Diversity begins after the first decision has already been made

An RPKI validator does not discover authority by inspecting BGP and choosing the institution it finds persuasive. It starts with trust-anchor material configured by the operator. A Trust Anchor Locator supplies locations and a public key used to retrieve and authenticate a self-signed certification-authority certificate. From that accepted starting point, the validator follows certificate paths, checks resource extensions, manifests, revocation lists and signed entities, and derives validated payloads.

Two validators written in different languages can perform that work independently. One may reject malformed encoding that another handles incorrectly. One may recover from a repository interruption while another crashes. One may expose a stale manifest clearly while another produces a less useful error. Those differences matter because repository content is untrusted input and the validation surface is complex.

But the validators do not independently decide who is the ultimate issuer. If both are configured with the same TAL public key, both accept the same trust anchor as the starting authority for the resources described by its certificate. They may disagree about whether a descendant entity is syntactically or cryptographically valid. If they agree on the inputs and standards, they should not disagree merely because one prefers the holder and the other prefers the parent CA.

The institutional concentration is therefore upstream of implementation. A validator can prove that an entity follows from the accepted root under stated rules. It cannot prove that the root's governance is fair, that a compelled revocation is proportionate or that the registry's holder record reflects every private legal interest. Cryptographic validation answers a narrower question.

This is why a procurement plan that buys three validator products can overstate decentralisation. It creates three computational witnesses to one configured authority. That is useful resilience, but it is not three independent sources of certification power.

Five regional anchors do not give every prefix five independent votes

Production relying-party software commonly includes trust-anchor locators for the five Regional Internet Registries: AFRINIC, APNIC, ARIN, LACNIC and the RIPE NCC. RFC 8897 says that each relying party chooses its trust anchors and identifies IANA and the five RIRs as obvious default candidates consistent with the number-resource allocation hierarchy. Routinator and FORT documentation show the five RIR TALs in ordinary configuration.

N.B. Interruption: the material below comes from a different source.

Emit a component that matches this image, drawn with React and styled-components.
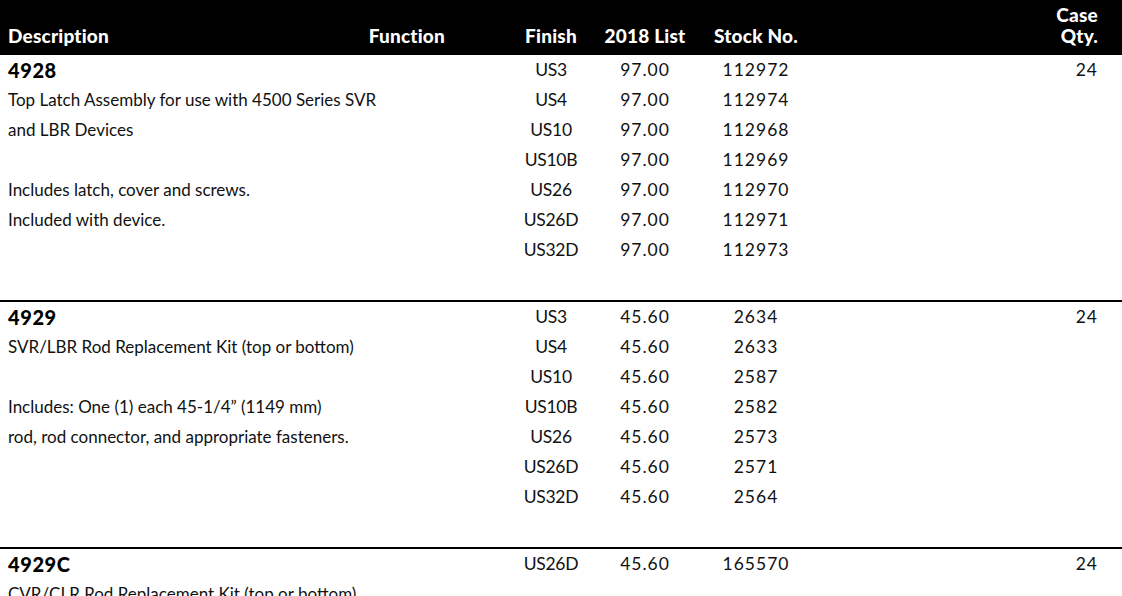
import React from 'react';
import styled, { createGlobalStyle } from 'styled-components';

const GlobalStyle = createGlobalStyle`
  html, body {
    margin: 0;
    padding: 0;
    background: #fff;
  }
  body {
    font-family: Lato, "Liberation Sans", Arial, sans-serif;
    color: #111;
    overflow: hidden;
  }
`;

const Page = styled.div`
  width: 1122px;
  height: 596px;
  overflow: hidden;
`;

const Header = styled.div`
  height: 55px;
  box-sizing: border-box;
  background: #000;
  color: #fff;
  display: flex;
  align-items: flex-end;
  padding: 0 24px 9px 8px;
  font-weight: 900;
  font-size: 19px;
  line-height: 21px;
  letter-spacing: 0.2px;
`;

const HeadDesc = styled.div`
  width: 497px;
  display: flex;
  justify-content: space-between;
  padding-right: 60px;
  box-sizing: border-box;
`;

const Cols = styled.div`
  flex: 1;
  display: grid;
  grid-template-columns: 92px 96px 126px 1fr;
  align-items: end;
`;

const HeadCell = styled.div`
  text-align: ${p => (p.$right ? 'right' : 'center')};
`;

const Block = styled.div`
  display: flex;
  align-items: flex-start;
  padding: 0 24px 35px 8px;
  border-bottom: 2px solid #000;
`;

const Desc = styled.div`
  width: 497px;
  flex-shrink: 0;
  font-size: 17px;
  line-height: 30px;
`;

const ItemNo = styled.div`
  font-weight: 900;
  font-size: 20px;
  letter-spacing: 0.6px;
  color: #000;
`;

const Line = styled.div`
  height: 30px;
  white-space: nowrap;
`;

const Rows = styled.div`
  flex: 1;
  display: flex;
  flex-direction: column;
`;

const Row = styled.div`
  display: grid;
  grid-template-columns: 92px 96px 126px 1fr;
  height: 30px;
  line-height: 30px;
  font-size: 17.5px;
`;

const Cell = styled.div`
  text-align: ${p => (p.$right ? 'right' : 'center')};
  letter-spacing: ${p => (p.$num ? '1px' : '-0.3px')};
`;

const items = [
  {
    no: '4928',
    price: '97.00',
    qty: '24',
    lines: [
      'Top Latch Assembly for use with 4500 Series SVR',
      'and LBR Devices',
      '',
      'Includes latch, cover and screws.',
      'Included with device.',
    ],
    finishes: [
      ['US3', '112972'],
      ['US4', '112974'],
      ['US10', '112968'],
      ['US10B', '112969'],
      ['US26', '112970'],
      ['US26D', '112971'],
      ['US32D', '112973'],
    ],
  },
  {
    no: '4929',
    price: '45.60',
    qty: '24',
    lines: [
      'SVR/LBR Rod Replacement Kit (top or bottom)',
      '',
      'Includes: One (1) each 45-1/4\u201D (1149 mm)',
      'rod, rod connector, and appropriate fasteners.',
    ],
    finishes: [
      ['US3', '2634'],
      ['US4', '2633'],
      ['US10', '2587'],
      ['US10B', '2582'],
      ['US26', '2573'],
      ['US26D', '2571'],
      ['US32D', '2564'],
    ],
  },
  {
    no: '4929C',
    price: '45.60',
    qty: '24',
    lines: ['CVR/CLR Rod Replacement Kit (top or bottom)'],
    finishes: [['US26D', '165570']],
  },
];

const ItemBlock = ({ item }) => (
  <Block>
    <Desc>
      <ItemNo>{item.no}</ItemNo>
      {item.lines.map((text, i) => (
        <Line key={i}>{text}</Line>
      ))}
    </Desc>
    <Rows>
      {item.finishes.map(([finish, stock], i) => (
        <Row key={finish}>
          <Cell>{finish}</Cell>
          <Cell $num>{item.price}</Cell>
          <Cell $num>{stock}</Cell>
          <Cell $right $num>{i === 0 ? item.qty : ''}</Cell>
        </Row>
      ))}
    </Rows>
  </Block>
);

const App = () => (
  <Page>
    <GlobalStyle />
    <Header>
      <HeadDesc>
        <span>Description</span>
        <span>Function</span>
      </HeadDesc>
      <Cols>
        <HeadCell>Finish</HeadCell>
        <HeadCell>2018 List</HeadCell>
        <HeadCell>Stock No.</HeadCell>
        <HeadCell $right>
          Case
          <br />
          Qty.
        </HeadCell>
      </Cols>
    </Header>
    {items.map(item => (
      <ItemBlock key={item.no} item={item} />
    ))}
  </Page>
);

export default App;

That structure is more distributed than one global root operated by one organisation. A failure confined to one regional tree need not invalidate resources certified exclusively under another. Regional communities, contracts and governance also differ. Any analysis that says the whole RPKI has only one literal trust anchor would be wrong.

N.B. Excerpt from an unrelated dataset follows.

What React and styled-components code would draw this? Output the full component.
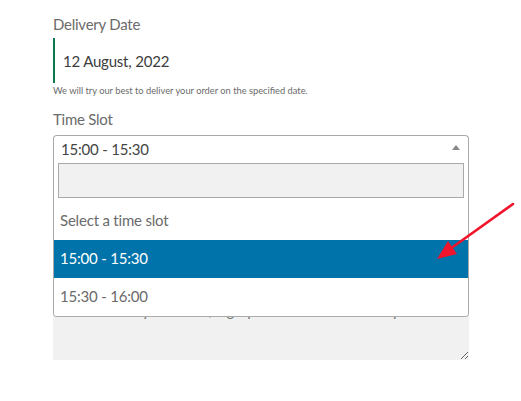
import React from "react";
import styled, { createGlobalStyle } from "styled-components";

const Global = createGlobalStyle`
  html, body { margin: 0; padding: 0; background: #fff; }
  body { font-family: "Lato", "Noto Sans", sans-serif; }
  * { box-sizing: border-box; }
`;

const Page = styled.div`
  position: relative;
  width: 521px;
  height: 401px;
  overflow: hidden;
  padding: 12px 0 0 53px;
`;

const Form = styled.div`
  width: 416px;
  display: flex;
  flex-direction: column;
`;

const Label = styled.div`
  font-size: 15px;
  letter-spacing: -0.25px;
  line-height: 24px;
  color: #6b6b6b;
  margin-top: ${(p) => p.$mt || 0}px;
`;

const DateField = styled.div`
  margin-top: 2px;
  height: 45px;
  border-left: 2px solid #0e7a4c;
  padding-left: 8px;
  display: flex;
  align-items: center;
  font-size: 15px;
  letter-spacing: -0.2px;
  color: #3d3d3d;
`;

const Note = styled.div`
  font-size: 9.3px;
  line-height: 14px;
  color: #6b6b6b;
  margin-top: 1px;
`;

const SelectWrap = styled.div`
  position: relative;
  margin-top: 4px;
`;

const Selection = styled.div`
  height: 28px;
  border: 1px solid #aaa;
  border-bottom: none;
  border-radius: 4px 4px 0 0;
  padding: 0 0 1px 7px;
  display: flex;
  align-items: center;
  justify-content: space-between;
  font-size: 15px;
  letter-spacing: -0.2px;
  color: #444;
`;

const Caret = styled.span`
  width: 0;
  height: 0;
  border-left: 4px solid transparent;
  border-right: 4px solid transparent;
  border-bottom: 5px solid #888;
  margin-right: 8px;
  margin-top: -3px;
`;

const Dropdown = styled.div`
  position: absolute;
  left: 0;
  right: 0;
  top: 28px;
  z-index: 2;
  background: #fff;
  border: 1px solid #aaa;
  border-top: none;
  border-radius: 0 0 4px 4px;
  overflow: hidden;
`;

const SearchWrap = styled.div`
  padding: 0 4px 4px;
`;

const Search = styled.div`
  height: 35px;
  border: 1px solid #aaa;
  background: #f1f1f1;
`;

const Option = styled.div`
  height: 38px;
  padding: 0 0 3px 6px;
  display: flex;
  align-items: center;
  font-size: 15px;
  letter-spacing: -0.2px;
  color: ${(p) => (p.$active ? "#fff" : "#6b6b6b")};
  background: ${(p) => (p.$active ? "#0073aa" : "#fff")};
`;

const NotesArea = styled.textarea`
  display: block;
  margin-top: 127px;
  width: 416px;
  height: 70px;
  border: none;
  background: #f1f1f1;
  padding: 8px 7px;
  font-family: "Lato", "Noto Sans", sans-serif;
  font-size: 15px;
  letter-spacing: -0.2px;
  line-height: 24px;
  color: #444;
  outline: none;
  &::placeholder { color: #777; }
`;

const Arrow = styled.svg`
  position: absolute;
  left: 0;
  top: 0;
  pointer-events: none;
  z-index: 5;
`;

export default function App() {
  return (
    <Page>
      <Global />
      <Form>
        <Label>Delivery Date</Label>
        <DateField>12 August, 2022</DateField>
        <Note>We will try our best to deliver your order on the specified date.</Note>
        <Label $mt={9}>Time Slot</Label>
        <SelectWrap>
          <Selection>
            <span>15:00 - 15:30</span>
            <Caret />
          </Selection>
          <Dropdown>
            <SearchWrap>
              <Search />
            </SearchWrap>
            <Option>Select a time slot</Option>
            <Option $active>15:00 - 15:30</Option>
            <Option>15:30 - 16:00</Option>
          </Dropdown>
        </SelectWrap>
        <NotesArea placeholder="Notes about your order, e.g. special notes for delivery." />
      </Form>
      <Arrow width="521" height="401" viewBox="0 0 521 401">
        <line x1="513" y1="204" x2="450" y2="249" stroke="#f0142d" strokeWidth="2.6" strokeLinecap="round" />
        <polygon points="437,259 448,241 457,254" fill="#f0142d" />
      </Arrow>
    </Page>
  );
}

The concentration reappears when the unit of analysis becomes a resource. A prefix normally sits within a certification path descending from the trust anchor that covers its allocation. Its holder cannot ask three unrelated RIR roots to issue three equally authoritative certificates merely because the operator runs three validators. During a legitimate inter-regional transition, paths may briefly change or overlap, but that is a controlled exception rather than routine multi-root voting.

Software multiplicity therefore operates horizontally at the relying-party layer, while certification authority is organised vertically. Several validators can traverse the APNIC tree, for example, but they do not transform APNIC's root decision into five regional decisions. If a resource moves to another region, the authority path changes through the transfer arrangements; validator count does not cause the move.

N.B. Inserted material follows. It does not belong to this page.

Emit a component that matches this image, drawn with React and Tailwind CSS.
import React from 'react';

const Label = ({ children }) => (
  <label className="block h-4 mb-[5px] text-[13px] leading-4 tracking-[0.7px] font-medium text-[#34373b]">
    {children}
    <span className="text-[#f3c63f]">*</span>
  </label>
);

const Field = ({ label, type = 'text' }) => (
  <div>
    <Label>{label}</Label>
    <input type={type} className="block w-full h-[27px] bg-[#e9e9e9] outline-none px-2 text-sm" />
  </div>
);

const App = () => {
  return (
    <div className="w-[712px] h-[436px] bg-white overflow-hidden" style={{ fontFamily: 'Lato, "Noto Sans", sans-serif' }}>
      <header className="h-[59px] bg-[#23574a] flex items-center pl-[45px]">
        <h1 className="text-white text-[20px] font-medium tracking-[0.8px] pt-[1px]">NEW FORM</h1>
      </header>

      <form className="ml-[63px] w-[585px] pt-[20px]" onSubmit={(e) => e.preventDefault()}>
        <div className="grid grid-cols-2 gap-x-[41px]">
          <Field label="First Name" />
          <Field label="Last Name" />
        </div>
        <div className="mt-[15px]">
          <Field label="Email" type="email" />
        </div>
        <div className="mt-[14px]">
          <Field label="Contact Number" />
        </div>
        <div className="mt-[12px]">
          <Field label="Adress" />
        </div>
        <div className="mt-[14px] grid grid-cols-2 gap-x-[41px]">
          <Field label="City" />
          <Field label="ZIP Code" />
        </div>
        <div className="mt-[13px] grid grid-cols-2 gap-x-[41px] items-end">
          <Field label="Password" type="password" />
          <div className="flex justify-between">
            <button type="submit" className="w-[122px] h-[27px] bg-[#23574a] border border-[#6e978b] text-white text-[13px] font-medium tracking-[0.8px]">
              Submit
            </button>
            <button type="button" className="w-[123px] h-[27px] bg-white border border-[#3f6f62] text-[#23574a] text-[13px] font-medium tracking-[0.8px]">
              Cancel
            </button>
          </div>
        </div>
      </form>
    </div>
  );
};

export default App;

The distinction allows a more exact risk statement. The global system has regional separation. Within the active path for a resource, however, a parent authority can affect every descendant entity that relies on it. A CA certificate revocation can cause relying parties to invalidate subordinate signed entities. Independent validators may confirm that result with admirable consistency. Their agreement then demonstrates concentrated authority functioning as designed, not dispersed authority.

Software diversity is a real control and should not be diminished

The argument against exaggeration is not an argument for monoculture. RPKI relying parties process certificates, revocation lists, manifests, ROAs and other signed entities retrieved from many publication points. They handle ASN.1, cryptographic signatures, URI discovery, RRDP, rsync, cache state, entity expiry and exceptional publication conditions. A defect can corrupt output, consume resources or make validated data unavailable to routers.

Independent implementations reduce common software failure when their independence is real. rpki-client is developed in the OpenBSD ecosystem and emphasises a small codebase, privilege separation and constrained process access. Routinator is a Rust implementation with its own retrieval, storage and validation design. FORT is another open-source relying party with separate operational controls. Their code, release paths and security assumptions are not identical.

The ecosystem has already shown that software stewardship changes. In 2021 the RIPE NCC ended support for its validator and advised operators to move to alternatives rather than continue using unmaintained code. The decision did not weaken RPKI authority; it acknowledged that relying-party software can and should be supplied by an independent ecosystem.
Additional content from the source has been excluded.